Paula: what fraction of possible problems would be investigated with this test? If it would only a small fraction it would change the benefit vs risk calculation.
Sofia Kostoglou: this we cannot know.
Roderik Bruce: I don’t think we know exactly all the possible things that could go wrong. It is impossible to say what fraction. The only thing we know is that you have a chance to come back twice.
Jorg Wenninger: the whole point is that we would like to avoid that in Run4 you have to a year or more to fix something big.
Chris Young: yes the point is to find a whole family of something that needs to be re-designed or fixed. Jorg Wenniger: you gain 4 years to think already about the problem and prepare for an action.
Filip Moortgat: it is reassuring that you propose to go in small steps of 100 bunches so you might see something already without breaking it.
Roderik Bruce: one reason to do it in MD1 and not in MD2 is that we get more time to think about a mitigation before the high-intensity test.
Chiara Zampolli concludes by asking the experiments for feedback on what they think about these plans, what they would be willing to risk. We should probably avoid the two beams. We also discussed that if we lose time because we have to do an intervention, the time should be shared between physics and MD. So this is our proposal as LPC.
Martijn Mulders: do we want to keep the idea of doing it in MD2 on the table?
Chiara Zampolli: lets ask the experiments and see what they would prefer. And also the machine should tell us what they would prefer. Please discuss with your management and let us know by Wednesday evening, as we are meeting with the Director of Research on Thursday.
CMS (Filip Moortgat)
Some splashes would be very much appreciated! (not sure how many).
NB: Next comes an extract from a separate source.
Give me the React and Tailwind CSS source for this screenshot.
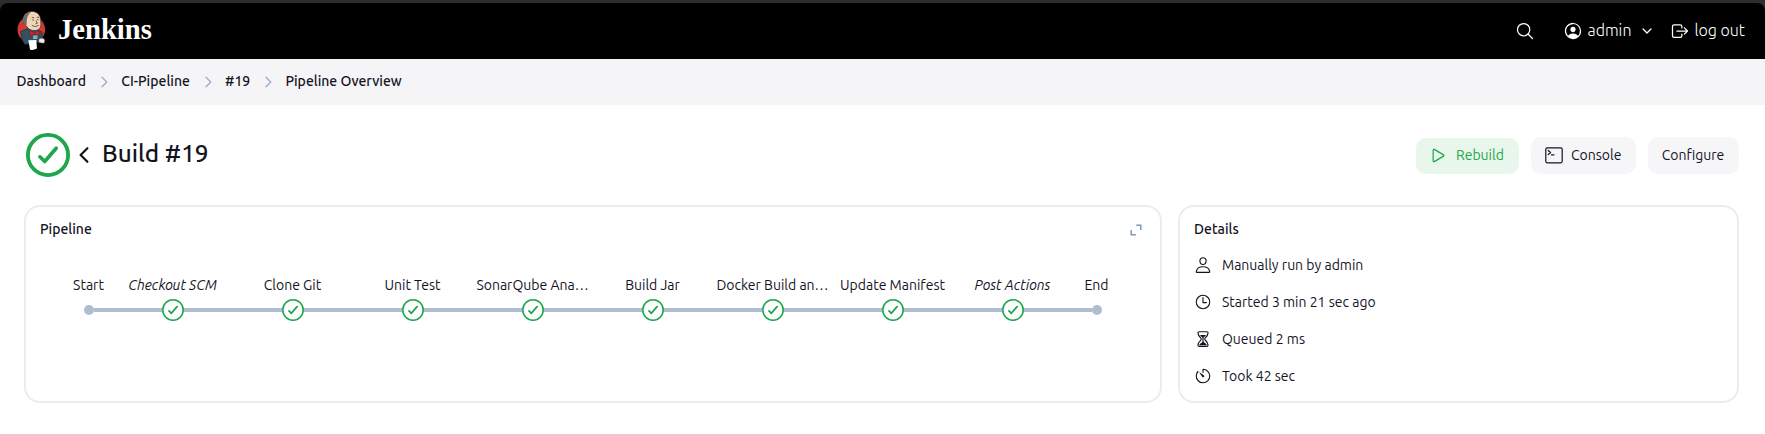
import React from "react";
import {
  IoSearchOutline, IoPersonCircleOutline, IoLogOutOutline, IoChevronDown, IoChevronBackOutline,
  IoPlayOutline, IoPersonOutline, IoTimeOutline, IoHourglassOutline, IoTimerOutline,
} from "react-icons/io5";

const STAGES = [
  { name: "Checkout SCM", italic: true },
  { name: "Clone Git" },
  { name: "Unit Test" },
  { name: "SonarQube Ana…" },
  { name: "Build Jar" },
  { name: "Docker Build an…" },
  { name: "Update Manifest" },
  { name: "Post Actions", italic: true },
];

const CRUMBS = ["Dashboard", "CI-Pipeline", "#19", "Pipeline Overview"];

function Logo() {
  return (
    <svg className="h-10 w-[29px] shrink-0" viewBox="0 0 29 40">
      <ellipse cx="14.3" cy="18.5" rx="13.8" ry="13.5" fill="#d33833" />
      <path d="M3.6 20.5 L10 18 L19 18.8 L25 21 L25.6 30 L20 31 L8 33.6 L5.5 29.5 Z" fill="#335061" stroke="#1b2a33" strokeWidth=".7" />
      <path d="M8 3.2 Q14 -1.8 20 1.8 Q24 4.6 23.8 11 Q25 18.6 18.5 19.6 Q11.8 19.8 9.6 15.2 Q6 14 6 9 Z" fill="#f0d6b7" stroke="#2a2320" strokeWidth=".7" />
      <path d="M6 10.5 Q5 5 9.6 2.6 Q13.5 .2 14 1.2 Q10 4 9.8 9.6 L9.6 14 Q6.5 14.5 6 10.5 Z" fill="#6d6b6d" />
      <path d="M14.8 6.8 Q16 5.8 17.2 7 M19.8 6.4 Q21 5.6 22 6.8 M15.3 9 H17 M20 8.6 H21.6 M19 9.5 L20.3 12.3 L18.4 12.8 M14.8 14.4 Q18 16.8 21.8 14.4" fill="none" stroke="#4a3b32" strokeWidth=".8" />
      <path d="M12.8 19.8 L17.5 21.8 L22.3 19.7 L21.9 24.4 L17.5 22.8 L13.2 25 Z" fill="#e11f26" stroke="#7c1518" strokeWidth=".4" />
      <path d="M16.2 24.4 L20.6 24.2 L20.2 28 H15.8 Z" fill="#81b0c4" />
      <path d="M11.3 29.2 L19.4 29 L19.9 37.6 Q15.5 39.8 13 38.4 Z" fill="#fff" />
      <path d="M22 28 Q25 26.5 27.2 28 Q28.6 30.6 26.6 32.2 L21.8 31.6 Z" fill="#f4e8dc" stroke="#665c55" strokeWidth=".4" />
    </svg>
  );
}

function Tick({ className, ring, stroke }) {
  return (
    <svg className={className} viewBox="0 0 44 44" fill="none" stroke="#1ea64b" strokeLinecap="round" strokeLinejoin="round">
      <circle cx="22" cy="22" r={22 - ring / 2} strokeWidth={ring} fill="#fff" />
      <path d="M13.9 23.8 L18.7 28.5 L30.2 15.2" strokeWidth={stroke} />
    </svg>
  );
}

function CrumbArrow() {
  return (
    <svg className="h-3 w-3" viewBox="0 0 12 12" fill="none" stroke="#9ab0cb" strokeWidth="1.4" strokeLinecap="round" strokeLinejoin="round">
      <path d="M4 1.2 L8.8 6 L4 10.8" />
    </svg>
  );
}

function Line({ on = true }) {
  return <span className={on ? "h-1 flex-1 bg-[#b0bdd1]" : "h-1 flex-1"} />;
}

function Stage({ name, italic }) {
  return (
    <div className="w-[120px]">
      <div className={italic ? "pr-px text-center text-sm leading-5 italic" : "pr-px text-center text-sm leading-5"}>{name}</div>
      <div className="mt-1 flex h-[22px] items-center">
        <Line />
        <Tick className="h-[22px] w-[22px]" ring={3.2} stroke={3.6} />
        <Line />
      </div>
    </div>
  );
}

function Terminal({ name, start }) {
  return (
    <div className="w-12">
      <div className="pr-px text-center text-sm leading-5">{name}</div>
      <div className="mt-1 flex h-[22px] items-center">
        <Line on={!start} />
        <span className="h-[10px] w-[10px] rounded-full bg-[#b0bdd1]" />
        <Line on={start} />
      </div>
    </div>
  );
}

function Detail({ icon, children }) {
  return (
    <div className="flex h-[37px] items-center">
      <span className="flex w-[18px] justify-center text-[18px]">{icon}</span>
      <span className="ml-[10px] text-sm">{children}</span>
    </div>
  );
}

export default function App() {
  return (
    <div className="h-[434px] w-[1765px] overflow-hidden bg-white font-['Ubuntu','Noto_Sans',sans-serif] text-[#14141f]">
      <div className="bg-[#2d2d2d] pt-[3px]">
        <header className="flex h-14 items-center rounded-t-[8px] bg-black pl-[17px] pr-[20px] text-white">
          <Logo />
          <span className="ml-[12px] -mt-[1px] font-['Liberation_Serif',serif] text-[28.6px] font-bold leading-none">Jenkins</span>
          <div className="ml-auto flex items-center text-base font-light">
            <IoSearchOutline className="mr-[28px] text-[20px]" />
            <IoPersonCircleOutline className="mr-[5px] text-[20px]" />
            <span className="-mt-[2px]">admin</span>
            <IoChevronDown className="ml-[9px] mr-[16px] text-[14px]" />
            <IoLogOutOutline className="mr-[4px] text-[20px]" />
            <span className="-mt-[2px]">log out</span>
          </div>
        </header>
      </div>
      <nav className="flex h-[46px] items-center bg-[#f5f5f8] pl-[16.5px] pb-[3px] text-sm font-medium">
        {CRUMBS.map((c, i) => (
          <React.Fragment key={c}>
            {i > 0 && <span className="ml-[12px] mr-[11.2px] mt-[2px]"><CrumbArrow /></span>}
            <span>{c}</span>
          </React.Fragment>
        ))}
      </nav>
      <div className="flex h-[100px] items-center pl-[26px] pr-[26px]">
        <Tick className="h-11 w-11" ring={3.8} stroke={3.6} />
        <IoChevronBackOutline className="ml-[2px] text-[24px]" />
        <h1 className="ml-[6px] -mt-[4px] text-[24.3px] font-medium">Build #19</h1>
        <div className="ml-auto flex items-end gap-3 text-sm">
          <button className="flex h-9 w-[103px] items-center rounded-[10px] bg-[#e8f6ec] pb-[2px] pl-[13px] text-[#1ea64b]">
            <IoPlayOutline className="mr-[8px] mt-[2px] text-[19px]" />Rebuild
          </button>
          <button className="flex h-[37px] w-[105px] items-center rounded-[10px] bg-[#f6f6f9] pb-px pl-[14px]">
            <svg className="mr-[8px] mt-px h-[18px] w-[18px]" viewBox="0 0 18 18" fill="none" stroke="currentColor" strokeWidth="1.2" strokeLinecap="round" strokeLinejoin="round">
              <rect x=".8" y="1.8" width="16.4" height="15" rx="1.5" /><path d="M3.2 4.5 L5.6 6.5 L3.2 8.5 M6.4 8.8 H9" />
            </svg>Console
          </button>
          <button className="h-[37px] w-[91px] rounded-[10px] bg-[#f6f6f9] pb-px pr-px">Configure</button>
        </div>
      </div>
      <main className="flex gap-4 pl-[24px] pr-[26px]">
        <section className="h-[198px] w-[1138px] rounded-[16px] border-2 border-[#ebebf2]">
          <div className="flex h-[33px] justify-between pl-[14px] pr-[18px] pt-[11px]">
            <h2 className="text-sm font-medium leading-[22px]">Pipeline</h2>
            <svg className="mt-[6px] h-3 w-3" viewBox="0 0 12 12" fill="none" stroke="#8198b5" strokeWidth="1.5">
              <path d="M6.2 1.2 H10.8 V6 M5.8 10.8 H1.2 V6" />
            </svg>
          </div>
          <div className="flex pl-[39px] pt-[35px]">
            <Terminal name="Start" start={true} />
            {STAGES.map((s) => <Stage key={s.name} {...s} />)}
            <Terminal name="End" start={false} />
          </div>
        </section>
        <section className="h-[198px] w-[561px] rounded-[16px] border-2 border-[#ebebf2] pl-[14px] pt-[11px]">
          <h2 className="text-sm font-medium leading-[22px]">Details</h2>
          <div className="mt-[6px]">
            <Detail icon={<IoPersonOutline />}>Manually run by admin</Detail>
            <Detail icon={<IoTimeOutline />}>Started 3 min 21 sec ago</Detail>
            <Detail icon={<IoHourglassOutline />}>Queued 2 ms</Detail>
            <Detail icon={<IoTimerOutline />}>Took 42 sec</Detail>
          </div>
        </section>
      </main>
    </div>
  );
}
CMS will have some low-mu requests during ramp-up.
ATLAS (Eric Torrence)
Discussion about the AFP bump, with the conclusion that if included it could probably stay for all runs except the vdMeer scans.
Chris Young: the low E run should deliver a few pb^-1 of data, not nb^-1.
Filip Moortgat: would CMS automatically get collisions if ATLAS asks for it? Because it is symmetric? Jorgen Wenninger: not necessarily.
ALICE (Silvia Pisano)
Jorg Wenninger confirms that on February 4 they can make sure that somebody is in the CCC who can ramp up/down the ALICE magnet
Silvia Pisano: are optics and filling scheme the same for low-PU as for the standard pp? Jorg Wenninger: yes.
Silvia Pisano: will luminosity readings be needed during HI test? Filip Moortgat: CMS is planning to switch off the magnet, so we can give you something that is proportional to the luminosity but not the absolute scale. Sofica Kostogloul: this worked well in the past, so would be ok.
LHCb (Flavio Pisano)
No slides
Yets activities proceeding as usual
No replacement in VELO of damaged modules (impact on physics did not justify it: we lose a bit of acceptance in the very forwards region ) … too risky to take detector apart and replace broken modules.
I don’t think we will need a magnet off run this year, no special requests at the moment for the intensity ramp-up.
For the low-E run: preparing with the minimum baseline astroparticle cosmic-ray study. If there is more time we are ready to fill it in with more measurements.
We will check if >24h fill length could cause a problem or not.